Lingo / Gaston Dorren
Whether you’re a frequent visitor to Europe or just an armchair traveler, the extraordinary stories in Lingo will forever change the way you think about the continent, and may even make you want to learn a new language. This book spins the reader on a whirlwind tour of sixty European languages and dialects, sharing quirky moments from their histories and exploring their commonalities and differences. (And if pops digs Lingo, Dorren has more linguistic fun in the works: his follow-up, Babel—a whistle-stop tour of the world’s twenty most-spoken languages—publishes on December 4, 2018.)
Walking the Americas / Levison Wood
Levison Wood’s famous walking expeditions have taken him from the the Nile River (chronicled in Walking the Nile) to the peaks of the Himalayas. In Walking the Americas, Wood recounts his latest adventure: a 1,800-mile trek across the spine of the Americas, through eight countries, from Mexico to Colombia. Beginning in the Yucatán—and moving south through Belize, Guatemala, Honduras, Nicaragua, Costa Rica, and Panama—Wood’s journey takes him from sleepy barrios to glamorous cities to ancient Mayan ruins, and requires every ounce of his strength and guile to survive.
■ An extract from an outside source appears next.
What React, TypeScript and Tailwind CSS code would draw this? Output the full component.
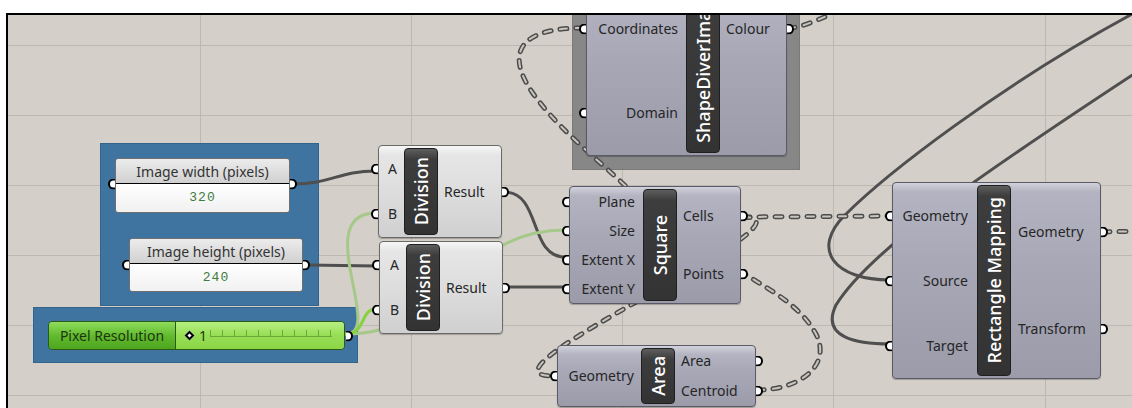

The Zanzibar Chest / Aidan Hartley
In his final days, rising from a bed made of mountain cedar, Aidan Hartley’s father says to him, “We should have never come.” He spoke of a colonial legacy stretching back through four generations. From great-great-grandfather William Temple, awarded the Victoria Cross for his role in defending British settlements in nineteenth century New Zealand, to his father, a colonial officer sent to Africa in the 1920s, these intrepid men traveled to exotic lands to conquer, to build, and finally, as Hartley does in The Zanzibar Chest, to bear witness. Weaving together his family’s history and his childhood in Africa, Hartley tells us what he saw, weaving an enthralling narrative of men and women meddling with, embracing, and ultimately being transformed by other cultures—one of the most important examinations of colonialism ever written.